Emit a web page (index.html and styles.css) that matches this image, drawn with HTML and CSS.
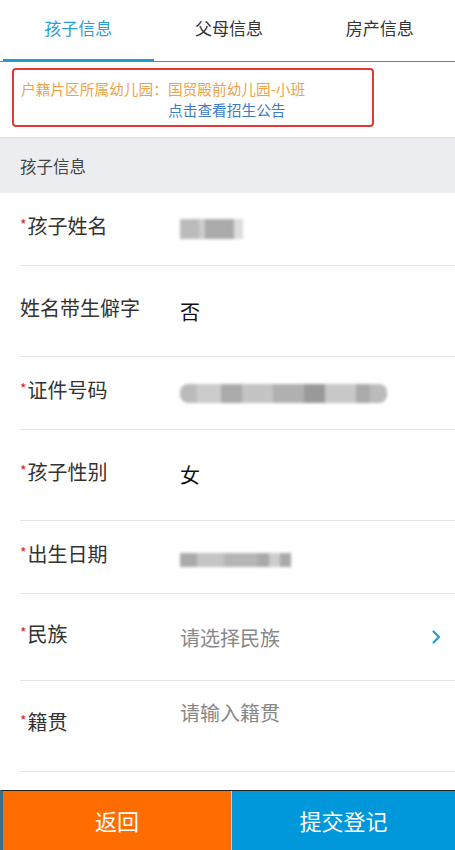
FILE: index.html
```html
<!DOCTYPE html>
<html lang="zh-CN">
<head>
<meta charset="utf-8">
<title>孩子信息</title>
<link rel="stylesheet" href="styles.css">
</head>
<body>
<div class="page">
  <nav class="tabs">
    <div class="tab tab--active">孩子信息</div>
    <div class="tab">父母信息</div>
    <div class="tab">房产信息</div>
  </nav>

  <div class="notice-wrap">
    <div class="notice">
      <div class="notice-line">户籍片区所属幼儿园：国贸殿前幼儿园-小班</div>
      <div class="notice-link">点击查看招生公告</div>
    </div>
  </div>

  <div class="section-title">孩子信息</div>

  <div class="form">
    <div class="row row--short">
      <div class="label"><span class="req">*</span>孩子姓名</div>
      <div class="value"><span class="blur blur--name"></span></div>
    </div>
    <div class="row row--tall">
      <div class="label">姓名带生僻字</div>
      <div class="value value--low">否</div>
    </div>
    <div class="row row--short">
      <div class="label"><span class="req">*</span>证件号码</div>
      <div class="value"><span class="blur blur--id"></span></div>
    </div>
    <div class="row row--tall">
      <div class="label"><span class="req">*</span>孩子性别</div>
      <div class="value">女</div>
    </div>
    <div class="row row--short">
      <div class="label"><span class="req">*</span>出生日期</div>
      <div class="value"><span class="blur blur--date"></span></div>
    </div>
    <div class="row row--mid">
      <div class="label"><span class="req">*</span>民族</div>
      <div class="value value--low placeholder">请选择民族</div>
      <svg class="chevron" width="12" height="16" viewBox="0 0 12 16"><path d="M3.5 2.5 L9 8 L3.5 13.5" fill="none" stroke="#2a9cc0" stroke-width="2.2" stroke-linecap="round" stroke-linejoin="round"/></svg>
    </div>
    <div class="row row--tall row--textarea">
      <div class="label"><span class="req">*</span>籍贯</div>
      <div class="value value--top placeholder">请输入籍贯</div>
    </div>
  </div>
</div>

<div class="actions">
  <div class="btn btn--back">返回</div>
  <div class="btn btn--submit">提交登记</div>
</div>
</body>
</html>
```

FILE: styles.css
```css
* { box-sizing: border-box; }
html, body { margin: 0; padding: 0; background: #fff; }
body {
  font-family: "Noto Sans CJK SC", "Noto Sans", "Liberation Sans", sans-serif;
  color: #333;
}
.page { padding-bottom: 80px; }

.tabs {
  display: flex;
  height: 62px;
  border-bottom: 1px solid #1f9bcf;
}
.tab {
  flex: 1;
  text-align: center;
  font-size: 17px;
  line-height: 20px;
  padding-top: 18px;
  color: #333;
}
.tab--active {
  color: #2b9ed2;
  border-bottom: 3px solid #1f9bcf;
  margin-left: 3px;
  margin-bottom: -1px;
}

.notice-wrap {
  padding: 6px 81px 10px 12px;
  border-bottom: 1px solid #dddddd;
}
.notice {
  border: 2px solid #e53535;
  border-radius: 4px;
  height: 59px;
  padding: 8px 0 0 7px;
  font-size: 14.7px;
  line-height: 21px;
}
.notice-line { color: #eea34a; }
.notice-link { color: #3a7cc8; padding-left: 147px; }

.section-title {
  background: #ebedf0;
  height: 55px;
  padding: 17px 0 0 20px;
  font-size: 16.5px;
  line-height: 22px;
  color: #444;
}

.row {
  display: flex;
  align-items: center;
  margin-left: 20px;
  border-bottom: 1px solid #e5e5e5;
  position: relative;
}
.row--short { height: 73px; }
.row--tall { height: 91px; }
.row--mid { height: 87px; }

.label {
  width: 160px;
  font-size: 20px;
  line-height: 26px;
  color: #333;
  flex-shrink: 0;
  padding-bottom: 7px;
}
.req { color: #e02020; font-size: 14px; line-height: 0; vertical-align: 4px; margin-right: 1px; }
.value {
  font-size: 20px;
  line-height: 26px;
  color: #111;
  flex: 1;
}
.value--low { padding-top: 2px; }
.placeholder { color: #888; }
.row--textarea { align-items: flex-start; }
.row--textarea .label { padding-top: 28px; padding-bottom: 0; }
.value--top { padding-top: 19px; }

.blur {
  display: inline-block;
  vertical-align: middle;
  filter: blur(1.5px);
}
.blur--name {
  width: 63px; height: 20px;
  background: linear-gradient(90deg, #bbb 0 30%, #ccc 30% 40%, #aaa 40% 85%, #ddd 85%);
  margin-bottom: 4px;
}
.blur--id {
  width: 207px; height: 19px;
  border-radius: 8px;
  background: linear-gradient(90deg, #bbb 0 8%, #ccc 8% 20%, #aaa 20% 30%, #c4c4c4 30% 45%, #b0b0b0 45% 60%, #999 60% 70%, #c8c8c8 70% 85%, #aaa 85% 92%, #bbb 92%);
  margin-bottom: 4px;
}
.blur--date {
  width: 111px; height: 14px;
  background: linear-gradient(90deg, #aaa 0 15%, #c4c4c4 15% 40%, #b5b5b5 40% 70%, #aaa 70% 80%, #ccc 80% 90%, #aaa 90%);
}
.chevron {
  position: absolute;
  right: 13px;
  top: 35px;
}

.actions {
  position: fixed;
  left: 0; right: 0; bottom: 0;
  height: 60px;
  display: flex;
  border-top: 1px solid #222;
  border-left: 3px solid #3a6f8a;
}
.btn {
  display: flex;
  align-items: center;
  justify-content: center;
  color: #fff;
  font-size: 22px;
  padding-bottom: 2px;
}
.btn--back { width: 228px; background: #ff6d00; }
.btn--submit { flex: 1; background: #0098da; border-left: 1px solid #f3c9a0; }
```
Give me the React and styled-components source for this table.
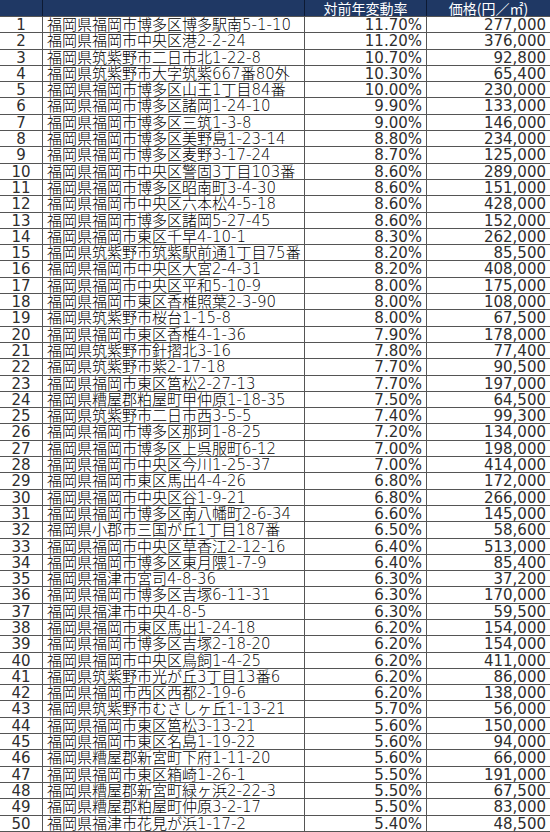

------------------------------------------------

EXERCISE DESCRIPTION:
Of the lines above, copy each that contains "this".

TASK OUTPUT:
Emit a web page (index.html and styles.css) that matches this image, drawn with HTML and CSS.
Give me the React and styled-components source for this table.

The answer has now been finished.